• [Problem to solve]
Look through the data below and count each line where the word "page" appears. Reply with the count alone.
---------- Provided data
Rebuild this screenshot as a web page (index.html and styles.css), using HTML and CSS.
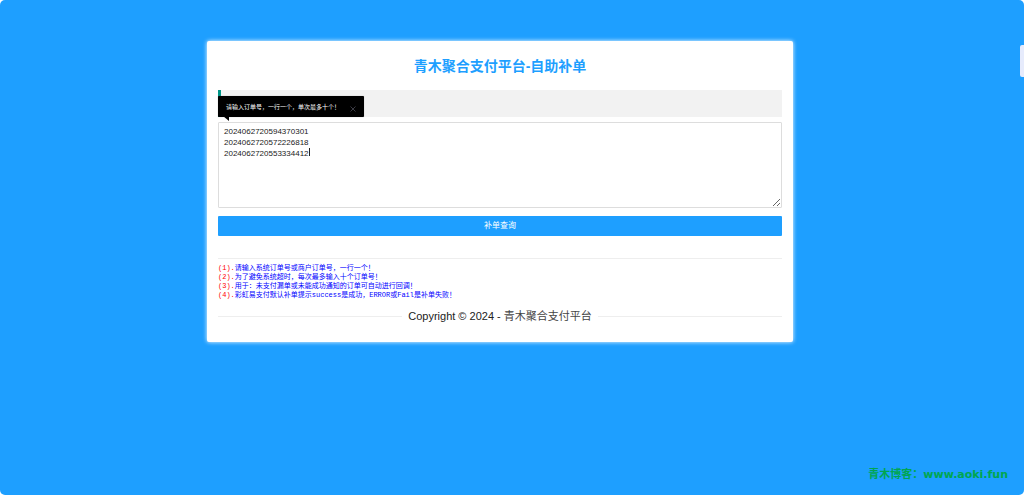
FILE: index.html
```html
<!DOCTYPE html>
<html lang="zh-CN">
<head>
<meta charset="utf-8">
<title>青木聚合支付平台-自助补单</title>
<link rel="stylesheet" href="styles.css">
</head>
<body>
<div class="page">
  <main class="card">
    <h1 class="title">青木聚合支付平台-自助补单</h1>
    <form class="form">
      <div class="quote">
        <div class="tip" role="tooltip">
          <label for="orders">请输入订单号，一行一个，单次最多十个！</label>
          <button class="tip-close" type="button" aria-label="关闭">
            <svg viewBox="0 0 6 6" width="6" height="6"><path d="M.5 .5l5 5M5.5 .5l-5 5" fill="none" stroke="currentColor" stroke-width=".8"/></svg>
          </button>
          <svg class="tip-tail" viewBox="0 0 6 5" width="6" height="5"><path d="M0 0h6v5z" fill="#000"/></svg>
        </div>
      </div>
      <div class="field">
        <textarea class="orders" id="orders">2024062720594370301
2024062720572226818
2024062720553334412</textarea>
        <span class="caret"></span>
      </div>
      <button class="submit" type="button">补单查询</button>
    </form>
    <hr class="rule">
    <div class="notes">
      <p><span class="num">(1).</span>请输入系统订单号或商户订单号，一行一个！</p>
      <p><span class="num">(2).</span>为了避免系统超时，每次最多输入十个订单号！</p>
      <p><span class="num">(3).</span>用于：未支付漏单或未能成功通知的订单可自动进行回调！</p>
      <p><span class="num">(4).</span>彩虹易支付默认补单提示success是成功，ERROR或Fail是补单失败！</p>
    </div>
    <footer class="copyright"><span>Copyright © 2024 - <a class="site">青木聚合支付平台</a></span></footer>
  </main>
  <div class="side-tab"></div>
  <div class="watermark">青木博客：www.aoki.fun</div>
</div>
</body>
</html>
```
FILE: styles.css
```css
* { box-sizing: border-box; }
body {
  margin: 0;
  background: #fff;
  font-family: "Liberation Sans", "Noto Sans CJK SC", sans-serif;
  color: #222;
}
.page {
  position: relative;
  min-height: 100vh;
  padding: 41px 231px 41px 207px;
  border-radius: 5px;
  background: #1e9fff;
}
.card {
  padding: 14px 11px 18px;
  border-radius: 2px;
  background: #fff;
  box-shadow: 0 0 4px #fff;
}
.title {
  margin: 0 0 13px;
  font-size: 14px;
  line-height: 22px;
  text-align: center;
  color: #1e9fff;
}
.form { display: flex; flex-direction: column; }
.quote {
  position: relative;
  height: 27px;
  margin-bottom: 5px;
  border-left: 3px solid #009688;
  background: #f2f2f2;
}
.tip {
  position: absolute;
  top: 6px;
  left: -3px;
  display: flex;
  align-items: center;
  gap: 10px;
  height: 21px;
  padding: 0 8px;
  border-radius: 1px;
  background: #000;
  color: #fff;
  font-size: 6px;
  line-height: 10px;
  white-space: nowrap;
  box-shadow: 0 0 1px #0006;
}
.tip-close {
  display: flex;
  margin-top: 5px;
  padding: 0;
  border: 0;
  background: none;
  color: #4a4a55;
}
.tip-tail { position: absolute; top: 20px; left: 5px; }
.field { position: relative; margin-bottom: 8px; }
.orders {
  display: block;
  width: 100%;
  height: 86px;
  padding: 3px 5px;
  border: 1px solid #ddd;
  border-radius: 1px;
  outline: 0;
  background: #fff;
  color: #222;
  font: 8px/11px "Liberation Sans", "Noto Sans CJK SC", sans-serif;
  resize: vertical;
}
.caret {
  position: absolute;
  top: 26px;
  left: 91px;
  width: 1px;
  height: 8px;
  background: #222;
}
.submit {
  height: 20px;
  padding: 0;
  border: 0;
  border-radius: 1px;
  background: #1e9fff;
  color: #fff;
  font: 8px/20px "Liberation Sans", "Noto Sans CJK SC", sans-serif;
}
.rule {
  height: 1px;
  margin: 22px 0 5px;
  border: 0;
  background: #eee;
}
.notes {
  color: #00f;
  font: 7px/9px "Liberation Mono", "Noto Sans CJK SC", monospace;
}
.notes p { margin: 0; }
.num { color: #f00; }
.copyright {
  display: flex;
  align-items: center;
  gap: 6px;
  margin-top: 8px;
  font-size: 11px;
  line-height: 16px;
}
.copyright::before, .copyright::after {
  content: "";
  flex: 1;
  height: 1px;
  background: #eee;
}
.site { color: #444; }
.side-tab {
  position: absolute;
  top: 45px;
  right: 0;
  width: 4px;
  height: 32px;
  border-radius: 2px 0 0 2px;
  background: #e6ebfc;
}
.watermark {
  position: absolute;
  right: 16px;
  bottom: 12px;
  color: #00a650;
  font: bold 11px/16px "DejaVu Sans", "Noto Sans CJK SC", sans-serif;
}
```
--------------------
• [Response to this task]
3